[SciPy-user] Generating random variables in a joint normal distribution?
Sun Oct 28 23:26:04 CDT 2007
Thanks a lot.
And I am still puzzled about the input arguments, mean and cov.
So take my current problem for example. I am expecting the random
variable P and S, which follow a joint normal distribution with
(Mu)p=(Mu)s=0.5 (the mean?), and (Sigma)p=(Sigma)s=0.4 (the variance),
and a coefficient ro = 0.8.
According to the function multivariate_normal(mean, cov), only the
matrixes of mean and cov are provided as input. Mapping to my problem,
the mean could be [0.5, 0.5]. and the cov matrix is supposed to be
Is it indicated that we have to get each cov(p, s) with some formula like
ro = cov(p, s) / (sqrt(Dp) * sqrt(Ds)) = 0.8
then fill the result into the cov matrix?

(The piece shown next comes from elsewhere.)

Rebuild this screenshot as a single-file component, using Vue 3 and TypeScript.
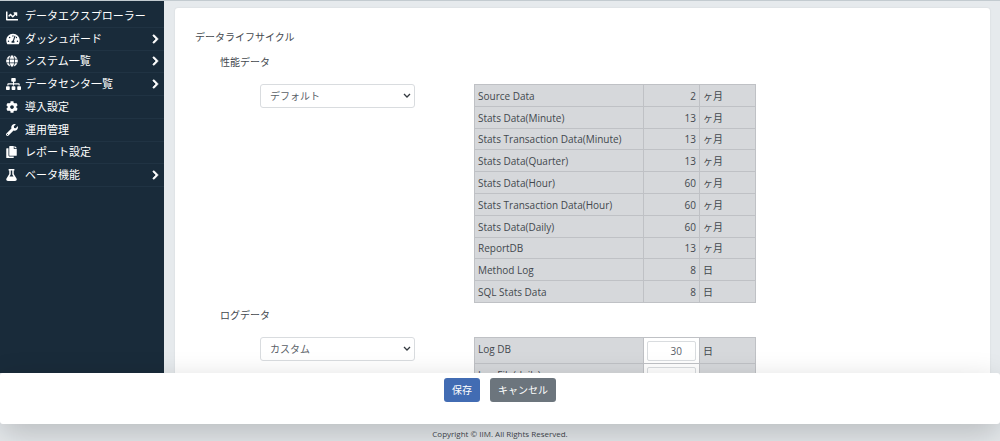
<script setup lang="ts">
interface MenuItem {
  label: string
  box: string
  size: number
  path: string
  children?: boolean
}
interface Retention {
  name: string
  value: number
  unit: string
}

const menu: MenuItem[] = [
  {
    label: 'データエクスプローラー', box: '0 0 512 512', size: 12,
    path: 'M496 384H64V80c0-8.84-7.16-16-16-16H16C7.16 64 0 71.16 0 80v336c0 17.67 14.33 32 32 32h464c8.84 0 16-7.16 16-16v-32c0-8.84-7.16-16-16-16zM464 96H345.94c-21.38 0-32.09 25.85-16.97 40.97l32.4 32.4L288 242.75l-73.37-73.37c-12.5-12.5-32.76-12.5-45.25 0l-68.69 68.69c-6.25 6.25-6.25 16.38 0 22.63l22.62 22.62c6.25 6.25 16.38 6.25 22.63 0L192 237.25l73.37 73.37c12.5 12.5 32.76 12.5 45.25 0l96-96 32.4 32.4c15.12 15.12 40.97 4.41 40.97-16.97V112c.01-8.84-7.15-16-15.99-16z',
  },
  {
    label: 'ダッシュボード', box: '0 0 576 512', size: 14, children: true,
    path: 'M288 32C128.94 32 0 160.94 0 320c0 52.8 14.25 102.26 39.06 144.8 5.61 9.62 16.3 15.2 27.44 15.2h443c11.14 0 21.83-5.58 27.44-15.2C561.75 422.26 576 372.8 576 320c0-159.06-128.94-288-288-288zm0 64c14.71 0 26.58 10.13 30.32 23.65-1.11 2.26-2.64 4.23-3.45 6.67l-9.22 27.67c-5.13 3.49-10.97 6.01-17.64 6.01-17.67 0-32-14.33-32-32S270.33 96 288 96zM96 384c-17.67 0-32-14.33-32-32s14.33-32 32-32 32 14.33 32 32-14.33 32-32 32zm48-160c-17.67 0-32-14.33-32-32s14.33-32 32-32 32 14.33 32 32-14.33 32-32 32zm246.77-72.41l-61.33 184C343.13 347.33 352 364.54 352 384c0 11.72-3.38 22.55-8.88 32H232.88c-5.5-9.45-8.88-20.28-8.88-32 0-33.94 26.5-61.43 59.9-63.59l61.34-184.01c4.17-12.56 17.73-19.45 30.36-15.17 12.57 4.19 19.35 17.79 15.17 30.36zm14.66 57.2l15.52-46.55c3.47-1.29 7.13-2.23 11.05-2.23 17.67 0 32 14.33 32 32s-14.33 32-32 32c-11.38-.01-20.89-6.28-26.57-15.22zM480 384c-17.67 0-32-14.33-32-32s14.33-32 32-32 32 14.33 32 32-14.33 32-32 32z',
  },
  {
    label: 'システム一覧', box: '0 0 496 512', size: 12, children: true,
    path: 'M336.5 160C322 70.7 287.8 8 248 8s-74 62.7-88.5 152h177zM152 256c0 22.2 1.2 43.5 3.3 64h185.3c2.1-20.5 3.3-41.8 3.3-64s-1.2-43.5-3.3-64H155.3c-2.1 20.5-3.3 41.8-3.3 64zm324.7-96c-28.6-67.9-86.5-120.4-158-141.6 24.4 33.8 41.2 84.7 50 141.6h108zM177.2 18.4C105.8 39.6 47.8 92.1 19.3 160h108c8.7-56.9 25.5-107.8 49.9-141.6zM487.4 192H372.7c2.1 21 3.3 42.5 3.3 64s-1.2 43-3.3 64h114.6c5.5-20.5 8.6-41.8 8.6-64s-3.1-43.5-8.5-64zM120 256c0-21.5 1.2-43 3.3-64H8.6C3.2 212.5 0 233.8 0 256s3.2 43.5 8.6 64h114.6c-2-21-3.2-42.5-3.2-64zm39.5 96c14.5 89.3 48.7 152 88.5 152s74-62.7 88.5-152h-177zm159.3 141.6c71.4-21.2 129.4-73.7 158-141.6h-108c-8.8 56.9-25.6 107.8-50 141.6zM19.3 352c28.6 67.9 86.5 120.4 158 141.6-24.4-33.8-41.2-84.7-50-141.6h-108z',
  },
  {
    label: 'データセンタ一覧', box: '0 0 640 512', size: 15, children: true,
    path: 'M128 352H32c-17.67 0-32 14.33-32 32v96c0 17.67 14.33 32 32 32h96c17.67 0 32-14.33 32-32v-96c0-17.67-14.33-32-32-32zm-24-80h192v48h48v-48h192v48h48v-57.59c0-21.17-17.23-38.41-38.41-38.41H344v-64h40c17.67 0 32-14.33 32-32V32c0-17.67-14.33-32-32-32H256c-17.67 0-32 14.33-32 32v96c0 17.67 14.33 32 32 32h40v64H94.41C73.23 224 56 241.23 56 262.41V320h48v-48zm264 80h-96c-17.67 0-32 14.33-32 32v96c0 17.67 14.33 32 32 32h96c17.67 0 32-14.33 32-32v-96c0-17.67-14.33-32-32-32zm240 0h-96c-17.67 0-32 14.33-32 32v96c0 17.67 14.33 32 32 32h96c17.67 0 32-14.33 32-32v-96c0-17.67-14.33-32-32-32z',
  },
  {
    label: '導入設定', box: '0 0 512 512', size: 12,
    path: 'M487.4 315.7l-42.6-24.6c4.3-23.2 4.3-47 0-70.2l42.6-24.6c4.9-2.8 7.1-8.6 5.5-14-11.1-35.6-30-67.8-54.7-94.6-3.8-4.1-10-5.1-14.8-2.3L380.8 110c-17.9-15.4-38.5-27.3-60.8-35.1V25.8c0-5.6-3.9-10.5-9.4-11.7-36.7-8.2-74.3-7.8-109.2 0-5.5 1.2-9.4 6.1-9.4 11.7V75c-22.2 7.9-42.8 19.8-60.8 35.1L88.7 85.5c-4.9-2.8-11-1.9-14.8 2.3-24.7 26.7-43.6 58.9-54.7 94.6-1.7 5.4.6 11.2 5.5 14L67.3 221c-4.3 23.2-4.3 47 0 70.2l-42.6 24.6c-4.9 2.8-7.1 8.6-5.5 14 11.1 35.6 30 67.8 54.7 94.6 3.8 4.1 10 5.1 14.8 2.3l42.6-24.6c17.9 15.4 38.5 27.3 60.8 35.1v49.2c0 5.6 3.9 10.5 9.4 11.7 36.7 8.2 74.3 7.8 109.2 0 5.5-1.2 9.4-6.1 9.4-11.7v-49.2c22.2-7.9 42.8-19.8 60.8-35.1l42.6 24.6c4.9 2.8 11 1.9 14.8-2.3 24.7-26.7 43.6-58.9 54.7-94.6 1.5-5.5-.7-11.3-5.6-14.1zM256 336c-44.1 0-80-35.9-80-80s35.9-80 80-80 80 35.9 80 80-35.9 80-80 80z',
  },
  {
    label: '運用管理', box: '0 0 512 512', size: 12,
    path: 'M507.73 109.1c-2.24-9.03-13.54-12.09-20.12-5.51l-74.36 74.36-67.88-11.31-11.31-67.88 74.36-74.36c6.62-6.62 3.43-17.9-5.66-20.16-47.38-11.74-99.55.91-136.58 37.93-39.64 39.64-50.55 97.1-34.05 147.2L18.74 402.76c-24.99 24.99-24.99 65.51 0 90.5 24.99 24.99 65.51 24.99 90.5 0l213.21-213.21c50.12 16.71 107.47 5.68 147.37-34.22 37.07-37.07 49.7-89.32 37.91-136.73zM64 472c-13.25 0-24-10.75-24-24 0-13.26 10.75-24 24-24s24 10.74 24 24c0 13.25-10.75 24-24 24z',
  },
  {
    label: 'レポート設定', box: '0 0 448 512', size: 11,
    path: 'M320 448v40c0 13.255-10.745 24-24 24H24c-13.255 0-24-10.745-24-24V120c0-13.255 10.745-24 24-24h72v296c0 30.879 25.121 56 56 56h168zm0-344V0H152c-13.255 0-24 10.745-24 24v368c0 13.255 10.745 24 24 24h272c13.255 0 24-10.745 24-24V128H344c-13.2 0-24-10.8-24-24zm120.971-31.029L375.029 7.029A24 24 0 0 0 358.059 0H352v96h96v-6.059a24 24 0 0 0-7.029-16.97z',
  },
  {
    label: 'ベータ機能', box: '0 0 448 512', size: 11, children: true,
    path: 'M437.2 403.5L320 215V64h8c13.3 0 24-10.7 24-24V24c0-13.3-10.7-24-24-24H120c-13.3 0-24 10.7-24 24v16c0 13.3 10.7 24 24 24h8v151L10.8 403.5C-18.5 450.6 15.3 512 70.9 512h306.2c55.7 0 89.4-61.5 60.1-108.5zM137.9 320l48.2-77.6c3.7-5.2 5.8-11.6 5.8-18.4V64h64v160c0 6.9 2.2 13.2 5.8 18.4l48.2 77.6h-172z',
  },
]

const performance: Retention[] = [
  { name: 'Source Data', value: 2, unit: 'ヶ月' },
  { name: 'Stats Data(Minute)', value: 13, unit: 'ヶ月' },
  { name: 'Stats Transaction Data(Minute)', value: 13, unit: 'ヶ月' },
  { name: 'Stats Data(Quarter)', value: 13, unit: 'ヶ月' },
  { name: 'Stats Data(Hour)', value: 60, unit: 'ヶ月' },
  { name: 'Stats Transaction Data(Hour)', value: 60, unit: 'ヶ月' },
  { name: 'Stats Data(Daily)', value: 60, unit: 'ヶ月' },
  { name: 'ReportDB', value: 13, unit: 'ヶ月' },
  { name: 'Method Log', value: 8, unit: '日' },
  { name: 'SQL Stats Data', value: 8, unit: '日' },
]

const logs: Retention[] = [
  { name: 'Log DB', value: 30, unit: '日' },
  { name: 'Log File(daily)', value: 30, unit: '日' },
]
</script>

<template>
  <div class="page">
    <div class="body">
      <nav class="sidebar">
        <ul class="menu">
          <li v-for="item in menu" :key="item.label">
            <a href="#">
              <span class="icon">
                <svg :viewBox="item.box" :width="item.size" height="12" aria-hidden="true">
                  <path fill="currentColor" :d="item.path" />
                </svg>
              </span>
              <span class="label">{{ item.label }}</span>
              <svg v-if="item.children" class="chevron" viewBox="0 0 320 512" aria-hidden="true">
                <path
                  fill="currentColor"
                  d="M285.476 272.971L91.132 467.314c-9.373 9.373-24.569 9.373-33.941 0l-22.667-22.667c-9.357-9.357-9.375-24.522-.04-33.901L188.505 256 34.484 101.255c-9.335-9.379-9.317-24.544.04-33.901l22.667-22.667c9.373-9.373 24.569-9.373 33.941 0L285.475 239.03c9.373 9.372 9.373 24.568.001 33.941z"
                />
              </svg>
            </a>
          </li>
        </ul>
      </nav>

      <main class="content">
        <section class="card">
          <h1>データライフサイクル</h1>

          <section class="group">
            <h2><label for="performance-mode">性能データ</label></h2>
            <div class="row">
              <div class="picker">
                <select id="performance-mode">
                  <option selected>デフォルト</option>
                  <option>カスタム</option>
                </select>
                <svg viewBox="0 0 8 6" aria-hidden="true"><path d="M1 1l3 3 3-3" /></svg>
              </div>
              <table class="performance">
                <tbody>
                  <tr v-for="r in performance" :key="r.name">
                    <td class="name">{{ r.name }}</td>
                    <td class="value">{{ r.value }}</td>
                    <td class="unit">{{ r.unit }}</td>
                  </tr>
                </tbody>
              </table>
            </div>
          </section>

          <section class="group">
            <h2><label for="log-mode">ログデータ</label></h2>
            <div class="row">
              <div class="picker">
                <select id="log-mode">
                  <option>デフォルト</option>
                  <option selected>カスタム</option>
                </select>
                <svg viewBox="0 0 8 6" aria-hidden="true"><path d="M1 1l3 3 3-3" /></svg>
              </div>
              <table class="logs">
                <tbody>
                  <tr v-for="(r, i) in logs" :key="r.name">
                    <td class="name"><label :for="`log-${i}`">{{ r.name }}</label></td>
                    <td class="edit"><input :id="`log-${i}`" type="text" inputmode="numeric" :value="r.value" /></td>
                    <td class="unit">{{ r.unit }}</td>
                  </tr>
                </tbody>
              </table>
            </div>
          </section>
        </section>
      </main>
    </div>

    <div class="actions">
      <button type="button" class="primary">保存</button>
      <button type="button" class="secondary">キャンセル</button>
    </div>
    <footer>Copyright © IIM. All Rights Reserved.</footer>
  </div>
</template>

<style>
body {
  margin: 0;
}
</style>

<style scoped>
* {
  box-sizing: border-box;
}
.page {
  display: flex;
  flex-direction: column;
  height: 100vh;
  background: #e6eaed;
  color: #43484e;
  font: 10px/16px "Open Sans", "Noto Sans CJK JP", sans-serif;
}
.body {
  flex: 1;
  min-height: 0;
  display: flex;
  overflow: hidden;
  border-top: 1px solid #c3cbd0;
}
.sidebar {
  flex: 0 0 164px;
  padding-top: 4px;
  background: #192b3a;
}
.menu {
  display: grid;
  grid-auto-rows: 1fr;
  height: 182px;
  margin: 0;
  padding: 0;
  list-style: none;
}
.menu li {
  display: flex;
  border-bottom: 1px solid #203343;
}
.menu a {
  flex: 1;
  display: flex;
  align-items: center;
  padding: 0 5px 0 6px;
  color: #fff;
  font-size: 11px;
  text-decoration: none;
}
.icon {
  flex: 0 0 19px;
  display: flex;
}
.label {
  flex: 1;
}
.chevron {
  width: 7px;
  height: 10px;
  stroke: currentColor;
  stroke-width: 36;
}
.content {
  flex: 1;
  min-width: 0;
  padding: 7px 10px 0 11px;
}
.card {
  padding: 21px 20px;
  border-radius: 3px;
  background: #fff;
  box-shadow: 0 0 2px rgba(0, 0, 0, 0.1);
}
h1,
h2 {
  margin: 0;
  font-size: 10px;
  font-weight: 400;
}
.group {
  padding: 9px 0 0 25px;
}
.group + .group {
  padding-top: 4px;
}
.row {
  display: grid;
  grid-template-columns: 214fr 496fr;
  align-items: start;
  margin-left: 40px;
  padding-top: 14px;
}
.picker {
  display: grid;
  align-items: center;
  width: 155px;
}
.picker select,
.picker svg {
  grid-area: 1 / 1;
}
.picker select {
  appearance: none;
  height: 24px;
  padding: 0 20px 0 9px;
  border: 1px solid #d9dcdf;
  border-radius: 3px;
  background: #fff;
  color: #5a6168;
  font: inherit;
}
.picker svg {
  justify-self: end;
  width: 8px;
  height: 6px;
  margin-right: 4px;
  fill: none;
  stroke: #343a40;
  stroke-width: 1.3;
  pointer-events: none;
}
table {
  width: 282px;
  border-collapse: collapse;
  table-layout: fixed;
  background: #d6d8db;
}
.performance {
  height: 219px;
}
td {
  padding: 1px 3px 0;
  border: 1px solid #bfc1c5;
}
.name {
  width: 169px;
}
.value,
.edit {
  width: 56px;
}
.value {
  text-align: right;
}
.logs td {
  height: 26px;
}
.logs .name {
  padding: 0 3px 4px;
}
.logs .edit {
  padding: 0 3px;
  background: #fff;
}
.edit input {
  display: block;
  width: 100%;
  height: 20px;
  padding: 0 13px 0 4px;
  border: 1px solid #d9dcdf;
  border-radius: 2px;
  background: #fff;
  color: #5a6168;
  font: inherit;
  text-align: right;
}
.actions {
  z-index: 1;
  display: flex;
  justify-content: center;
  gap: 10px;
  padding: 5px 0 22px;
  border-radius: 3px;
  background: #fff;
  box-shadow: 0 10px 32px rgba(0, 0, 0, 0.2);
}
button {
  height: 24px;
  padding: 0 8px;
  border: 0;
  border-radius: 3px;
  color: #fff;
  font: inherit;
}
.primary {
  background: #426cb3;
}
.secondary {
  background: #6c757d;
}
footer {
  height: 17px;
  padding-top: 2px;
  text-align: center;
  font-size: 8px;
}
</style>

On 10/29/07, Robert Kern <firstname.lastname@example.org> wrote:
> In : from numpy import random
> In : random.multivariate_normal?
> Type: builtin_function_or_method
> Base Class: <type 'builtin_function_or_method'>
> Namespace: Interactive
> Return an array containing multivariate normally distributed random numbers
> with specified mean and covariance.
> multivariate_normal(mean, cov) -> random values
> multivariate_normal(mean, cov, [m, n, ...]) -> random values
> mean must be a 1 dimensional array. cov must be a square two dimensional
> array with the same number of rows and columns as mean has elements.
> The first form returns a single 1-D array containing a multivariate
> The second form returns an array of shape (m, n, ..., cov.shape).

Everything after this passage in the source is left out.